# [Problem requirements]
Please transcribe the listing below in full and word for word, without its pictures.

# [Source data]
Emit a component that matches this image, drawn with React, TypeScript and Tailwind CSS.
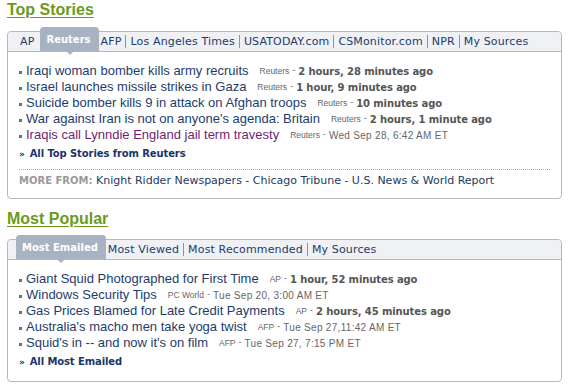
import React from 'react';

type Story = {
  title: string;
  source: string;
  time: string;
  recent?: boolean;
  visited?: boolean;
};

const topStories: Story[] = [
  { title: 'Iraqi woman bomber kills army recruits', source: 'Reuters', time: '2 hours, 28 minutes ago', recent: true },
  { title: 'Israel launches missile strikes in Gaza', source: 'Reuters', time: '1 hour, 9 minutes ago', recent: true },
  { title: 'Suicide bomber kills 9 in attack on Afghan troops', source: 'Reuters', time: '10 minutes ago', recent: true },
  { title: "War against Iran is not on anyone's agenda: Britain", source: 'Reuters', time: '2 hours, 1 minute ago', recent: true },
  { title: 'Iraqis call Lynndie England jail term travesty', source: 'Reuters', time: 'Wed Sep 28, 6:42 AM ET', visited: true },
];

const popular: Story[] = [
  { title: 'Giant Squid Photographed for First Time', source: 'AP', time: '1 hour, 52 minutes ago', recent: true },
  { title: 'Windows Security Tips', source: 'PC World', time: 'Tue Sep 20, 3:00 AM ET' },
  { title: 'Gas Prices Blamed for Late Credit Payments', source: 'AP', time: '2 hours, 45 minutes ago', recent: true },
  { title: "Australia's macho men take yoga twist", source: 'AFP', time: 'Tue Sep 27,11:42 AM ET' },
  { title: "Squid's in -- and now it's on film", source: 'AFP', time: 'Tue Sep 27, 7:15 PM ET' },
];

const verdana = "font-['DejaVu_Sans',Verdana,sans-serif]";
const arial = "font-['Liberation_Sans',Arial,sans-serif]";

const Heading = ({ children }: { children: React.ReactNode }) => (
  <h2 className={`${arial} ml-[7px] h-[20px] text-[16px] leading-[20px] font-bold text-[#6c9a1c] underline underline-offset-[2px]`}>
    {children}
  </h2>
);

const Tabs = ({ tabs, active }: { tabs: string[]; active: number }) => (
  <div className="flex h-[20px] items-end rounded-t-[4px] border-b border-[#b4b8bd] bg-[#eff1f4] pl-[8px]">
    {tabs.map((tab, i) => {
      if (i === active) {
        return (
          <div
            key={tab}
            className={`${verdana} relative flex h-[24px] items-center rounded-t-[4px] bg-[#a7b3c2] pl-[6px] pr-[8px] text-[10px] font-bold text-white`}
          >
            {tab}
            <span className="absolute left-1/2 top-full -ml-[4px] h-0 w-0 border-x-[4px] border-t-[4px] border-x-transparent border-t-[#a7b3c2]" />
          </div>
        );
      }
      const afterActive = i - 1 === active;
      const beforeActive = i + 1 === active;
      const sep = i > 0 && !afterActive;
      return (
        <div key={tab} className="flex h-[19px] items-center">
          {sep && <span className="h-[13px] w-px bg-[#8a94a3]" />}
          <span
            className={`${verdana} ${afterActive ? 'pl-[2px]' : 'pl-[4px]'} ${beforeActive ? 'pr-[6px]' : 'pr-[4px]'} text-[11px] leading-[19px] tracking-[0.15px] text-[#1f3a6a]`}
          >
            {tab}
          </span>
        </div>
      );
    })}
  </div>
);

const StoryRow = ({ s }: { s: Story }) => (
  <li className="flex h-[16px] items-center whitespace-nowrap">
    <span className="mr-[4px] mt-[2px] h-[3px] w-[3px] bg-[#5f7390]" />
    <span className={`${arial} text-[13px] leading-[16px] ${s.visited ? 'text-[#6f1f73]' : 'text-[#1d3c6c]'}`}>{s.title}</span>
    <span className={`${arial} ml-[11px] text-[8.5px] text-[#666]`}>{s.source}</span>
    <span className={`${arial} mx-[3px] text-[9px] text-[#666]`}>-</span>
    {s.recent ? (
      <span className={`${verdana} text-[10px] font-bold text-[#555] tracking-[-0.1px]`}>{s.time}</span>
    ) : (
      <span className={`${arial} text-[10px] tracking-[0.3px] text-[#666]`}>{s.time}</span>
    )}
  </li>
);

const MoreLink = ({ children }: { children: React.ReactNode }) => (
  <div className={`${verdana} mt-[3px] h-[16px] text-[10px] leading-[16px] font-bold text-[#1b3566] tracking-[-0.1px]`}>
    <span className="mr-[5px] text-[9px]">»</span>
    {children}
  </div>
);

export default function App() {
  return (
    <div className="min-h-screen w-[569px] bg-white">
      <Heading>Top Stories</Heading>

      <div className="ml-[7px] mt-[11px] w-[555px] rounded-[4px] border border-[#b4b8bd]">
        <Tabs
          tabs={['AP', 'Reuters', 'AFP', 'Los Angeles Times', 'USATODAY.com', 'CSMonitor.com', 'NPR', 'My Sources']}
          active={1}
        />
        <div className="px-[11px] pb-[9px] pt-[11px]">
          <ul>
            {topStories.map((s) => (
              <StoryRow key={s.title} s={s} />
            ))}
          </ul>
          <MoreLink>All Top Stories from Reuters</MoreLink>
          <div className="mt-[7px] border-t border-dotted border-[#aaa]" />
          <div className={`${verdana} mt-[3px] h-[16px] text-[11px] leading-[16px] whitespace-nowrap text-[#1d3a5e]`}>
            <span className="text-[10px] font-bold text-[#999]">MORE FROM:</span>{' '}
            Knight Ridder Newspapers - Chicago Tribune - U.S. News &amp; World Report
          </div>
        </div>
      </div>

      <div className="mt-[10px]">
        <Heading>Most Popular</Heading>
      </div>

      <div className="ml-[7px] mt-[10px] w-[555px] rounded-[4px] border border-[#b4b8bd]">
        <Tabs tabs={['Most Emailed', 'Most Viewed', 'Most Recommended', 'My Sources']} active={0} />
        <div className="px-[11px] pb-[11px] pt-[11px]">
          <ul>
            {popular.map((s) => (
              <StoryRow key={s.title} s={s} />
            ))}
          </ul>
          <MoreLink>All Most Emailed</MoreLink>
        </div>
      </div>
    </div>
  );
}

# [Reply to the task]
Emit a component that matches this image, drawn with React, TypeScript and Tailwind CSS.
import React from 'react';

type Story = {
  title: string;
  source: string;
  time: string;
  recent?: boolean;
  visited?: boolean;
};

const topStories: Story[] = [
  { title: 'Iraqi woman bomber kills army recruits', source: 'Reuters', time: '2 hours, 28 minutes ago', recent: true },
  { title: 'Israel launches missile strikes in Gaza', source: 'Reuters', time: '1 hour, 9 minutes ago', recent: true },
  { title: 'Suicide bomber kills 9 in attack on Afghan troops', source: 'Reuters', time: '10 minutes ago', recent: true },
  { title: "War against Iran is not on anyone's agenda: Britain", source: 'Reuters', time: '2 hours, 1 minute ago', recent: true },
  { title: 'Iraqis call Lynndie England jail term travesty', source: 'Reuters', time: 'Wed Sep 28, 6:42 AM ET', visited: true },
];

const popular: Story[] = [
  { title: 'Giant Squid Photographed for First Time', source: 'AP', time: '1 hour, 52 minutes ago', recent: true },
  { title: 'Windows Security Tips', source: 'PC World', time: 'Tue Sep 20, 3:00 AM ET' },
  { title: 'Gas Prices Blamed for Late Credit Payments', source: 'AP', time: '2 hours, 45 minutes ago', recent: true },
  { title: "Australia's macho men take yoga twist", source: 'AFP', time: 'Tue Sep 27,11:42 AM ET' },
  { title: "Squid's in -- and now it's on film", source: 'AFP', time: 'Tue Sep 27, 7:15 PM ET' },
];

const verdana = "font-['DejaVu_Sans',Verdana,sans-serif]";
const arial = "font-['Liberation_Sans',Arial,sans-serif]";

const Heading = ({ children }: { children: React.ReactNode }) => (
  <h2 className={`${arial} ml-[7px] h-[20px] text-[16px] leading-[20px] font-bold text-[#6c9a1c] underline underline-offset-[2px]`}>
    {children}
  </h2>
);

const Tabs = ({ tabs, active }: { tabs: string[]; active: number }) => (
  <div className="flex h-[20px] items-end rounded-t-[4px] border-b border-[#b4b8bd] bg-[#eff1f4] pl-[8px]">
    {tabs.map((tab, i) => {
      if (i === active) {
        return (
          <div
            key={tab}
            className={`${verdana} relative flex h-[24px] items-center rounded-t-[4px] bg-[#a7b3c2] pl-[6px] pr-[8px] text-[10px] font-bold text-white`}
          >
            {tab}
            <span className="absolute left-1/2 top-full -ml-[4px] h-0 w-0 border-x-[4px] border-t-[4px] border-x-transparent border-t-[#a7b3c2]" />
          </div>
        );
      }
      const afterActive = i - 1 === active;
      const beforeActive = i + 1 === active;
      const sep = i > 0 && !afterActive;
      return (
        <div key={tab} className="flex h-[19px] items-center">
          {sep && <span className="h-[13px] w-px bg-[#8a94a3]" />}
          <span
            className={`${verdana} ${afterActive ? 'pl-[2px]' : 'pl-[4px]'} ${beforeActive ? 'pr-[6px]' : 'pr-[4px]'} text-[11px] leading-[19px] tracking-[0.15px] text-[#1f3a6a]`}
          >
            {tab}
          </span>
        </div>
      );
    })}
  </div>
);

const StoryRow = ({ s }: { s: Story }) => (
  <li className="flex h-[16px] items-center whitespace-nowrap">
    <span className="mr-[4px] mt-[2px] h-[3px] w-[3px] bg-[#5f7390]" />
    <span className={`${arial} text-[13px] leading-[16px] ${s.visited ? 'text-[#6f1f73]' : 'text-[#1d3c6c]'}`}>{s.title}</span>
    <span className={`${arial} ml-[11px] text-[8.5px] text-[#666]`}>{s.source}</span>
    <span className={`${arial} mx-[3px] text-[9px] text-[#666]`}>-</span>
    {s.recent ? (
      <span className={`${verdana} text-[10px] font-bold text-[#555] tracking-[-0.1px]`}>{s.time}</span>
    ) : (
      <span className={`${arial} text-[10px] tracking-[0.3px] text-[#666]`}>{s.time}</span>
    )}
  </li>
);

const MoreLink = ({ children }: { children: React.ReactNode }) => (
  <div className={`${verdana} mt-[3px] h-[16px] text-[10px] leading-[16px] font-bold text-[#1b3566] tracking-[-0.1px]`}>
    <span className="mr-[5px] text-[9px]">»</span>
    {children}
  </div>
);

export default function App() {
  return (
    <div className="min-h-screen w-[569px] bg-white">
      <Heading>Top Stories</Heading>

      <div className="ml-[7px] mt-[11px] w-[555px] rounded-[4px] border border-[#b4b8bd]">
        <Tabs
          tabs={['AP', 'Reuters', 'AFP', 'Los Angeles Times', 'USATODAY.com', 'CSMonitor.com', 'NPR', 'My Sources']}
          active={1}
        />
        <div className="px-[11px] pb-[9px] pt-[11px]">
          <ul>
            {topStories.map((s) => (
              <StoryRow key={s.title} s={s} />
            ))}
          </ul>
          <MoreLink>All Top Stories from Reuters</MoreLink>
          <div className="mt-[7px] border-t border-dotted border-[#aaa]" />
          <div className={`${verdana} mt-[3px] h-[16px] text-[11px] leading-[16px] whitespace-nowrap text-[#1d3a5e]`}>
            <span className="text-[10px] font-bold text-[#999]">MORE FROM:</span>{' '}
            Knight Ridder Newspapers - Chicago Tribune - U.S. News &amp; World Report
          </div>
        </div>
      </div>

      <div className="mt-[10px]">
        <Heading>Most Popular</Heading>
      </div>

      <div className="ml-[7px] mt-[10px] w-[555px] rounded-[4px] border border-[#b4b8bd]">
        <Tabs tabs={['Most Emailed', 'Most Viewed', 'Most Recommended', 'My Sources']} active={0} />
        <div className="px-[11px] pb-[11px] pt-[11px]">
          <ul>
            {popular.map((s) => (
              <StoryRow key={s.title} s={s} />
            ))}
          </ul>
          <MoreLink>All Most Emailed</MoreLink>
        </div>
      </div>
    </div>
  );
}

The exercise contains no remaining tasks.